● DATA SHOWN
┌──

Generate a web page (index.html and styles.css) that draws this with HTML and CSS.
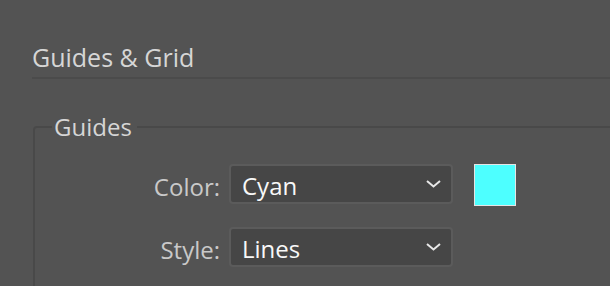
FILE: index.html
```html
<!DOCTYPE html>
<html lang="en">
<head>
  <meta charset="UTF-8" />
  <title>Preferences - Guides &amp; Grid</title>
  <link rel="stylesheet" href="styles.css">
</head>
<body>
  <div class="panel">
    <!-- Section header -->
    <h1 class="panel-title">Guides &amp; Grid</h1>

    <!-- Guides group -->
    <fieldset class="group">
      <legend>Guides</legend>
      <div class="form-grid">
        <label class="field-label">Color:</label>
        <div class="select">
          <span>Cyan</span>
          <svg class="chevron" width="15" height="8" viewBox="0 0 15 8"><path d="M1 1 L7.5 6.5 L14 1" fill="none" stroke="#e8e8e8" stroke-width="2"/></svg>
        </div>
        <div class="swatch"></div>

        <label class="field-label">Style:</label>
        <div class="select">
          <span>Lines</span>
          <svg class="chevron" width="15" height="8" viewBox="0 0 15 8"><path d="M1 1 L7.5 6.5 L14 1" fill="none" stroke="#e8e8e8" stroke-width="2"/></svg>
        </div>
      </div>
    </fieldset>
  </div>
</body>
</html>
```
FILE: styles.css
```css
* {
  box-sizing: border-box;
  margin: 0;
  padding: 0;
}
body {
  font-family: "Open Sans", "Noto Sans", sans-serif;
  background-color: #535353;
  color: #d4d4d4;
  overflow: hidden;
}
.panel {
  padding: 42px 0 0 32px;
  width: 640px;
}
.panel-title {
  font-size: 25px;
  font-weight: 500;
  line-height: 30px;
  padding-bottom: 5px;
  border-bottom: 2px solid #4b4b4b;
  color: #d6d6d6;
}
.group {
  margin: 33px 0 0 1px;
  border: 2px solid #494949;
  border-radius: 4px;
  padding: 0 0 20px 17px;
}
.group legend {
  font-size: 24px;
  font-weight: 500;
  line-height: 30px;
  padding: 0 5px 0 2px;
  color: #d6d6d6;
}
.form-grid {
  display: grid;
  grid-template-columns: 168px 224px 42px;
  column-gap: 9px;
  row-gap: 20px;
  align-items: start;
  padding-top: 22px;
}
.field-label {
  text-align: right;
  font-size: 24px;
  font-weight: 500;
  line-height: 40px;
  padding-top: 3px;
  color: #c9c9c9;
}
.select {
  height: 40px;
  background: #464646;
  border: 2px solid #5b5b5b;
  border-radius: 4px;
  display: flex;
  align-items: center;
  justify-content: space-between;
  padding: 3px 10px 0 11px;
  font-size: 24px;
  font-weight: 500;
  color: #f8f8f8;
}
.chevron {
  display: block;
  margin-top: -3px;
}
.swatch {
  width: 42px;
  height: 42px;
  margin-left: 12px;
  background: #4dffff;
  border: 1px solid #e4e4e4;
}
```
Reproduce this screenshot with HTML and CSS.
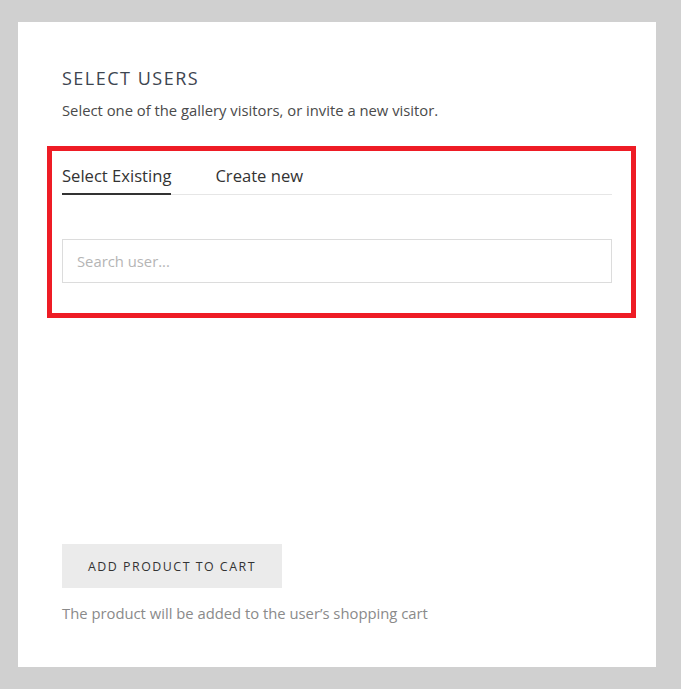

└──

● WORK REQUIRED
Exclude all images and restate the records above word for word.

● TASK RESULT
Generate a web page (index.html and styles.css) that draws this with HTML and CSS.
FILE: index.html
```html
<!DOCTYPE html>
<html lang="en">
<head>
  <meta charset="UTF-8" />
  <title>Preferences - Guides &amp; Grid</title>
  <link rel="stylesheet" href="styles.css">
</head>
<body>
  <div class="panel">
    <!-- Section header -->
    <h1 class="panel-title">Guides &amp; Grid</h1>

    <!-- Guides group -->
    <fieldset class="group">
      <legend>Guides</legend>
      <div class="form-grid">
        <label class="field-label">Color:</label>
        <div class="select">
          <span>Cyan</span>
          <svg class="chevron" width="15" height="8" viewBox="0 0 15 8"><path d="M1 1 L7.5 6.5 L14 1" fill="none" stroke="#e8e8e8" stroke-width="2"/></svg>
        </div>
        <div class="swatch"></div>

        <label class="field-label">Style:</label>
        <div class="select">
          <span>Lines</span>
          <svg class="chevron" width="15" height="8" viewBox="0 0 15 8"><path d="M1 1 L7.5 6.5 L14 1" fill="none" stroke="#e8e8e8" stroke-width="2"/></svg>
        </div>
      </div>
    </fieldset>
  </div>
</body>
</html>
```
FILE: styles.css
```css
* {
  box-sizing: border-box;
  margin: 0;
  padding: 0;
}
body {
  font-family: "Open Sans", "Noto Sans", sans-serif;
  background-color: #535353;
  color: #d4d4d4;
  overflow: hidden;
}
.panel {
  padding: 42px 0 0 32px;
  width: 640px;
}
.panel-title {
  font-size: 25px;
  font-weight: 500;
  line-height: 30px;
  padding-bottom: 5px;
  border-bottom: 2px solid #4b4b4b;
  color: #d6d6d6;
}
.group {
  margin: 33px 0 0 1px;
  border: 2px solid #494949;
  border-radius: 4px;
  padding: 0 0 20px 17px;
}
.group legend {
  font-size: 24px;
  font-weight: 500;
  line-height: 30px;
  padding: 0 5px 0 2px;
  color: #d6d6d6;
}
.form-grid {
  display: grid;
  grid-template-columns: 168px 224px 42px;
  column-gap: 9px;
  row-gap: 20px;
  align-items: start;
  padding-top: 22px;
}
.field-label {
  text-align: right;
  font-size: 24px;
  font-weight: 500;
  line-height: 40px;
  padding-top: 3px;
  color: #c9c9c9;
}
.select {
  height: 40px;
  background: #464646;
  border: 2px solid #5b5b5b;
  border-radius: 4px;
  display: flex;
  align-items: center;
  justify-content: space-between;
  padding: 3px 10px 0 11px;
  font-size: 24px;
  font-weight: 500;
  color: #f8f8f8;
}
.chevron {
  display: block;
  margin-top: -3px;
}
.swatch {
  width: 42px;
  height: 42px;
  margin-left: 12px;
  background: #4dffff;
  border: 1px solid #e4e4e4;
}
```
Reproduce this screenshot with HTML and CSS.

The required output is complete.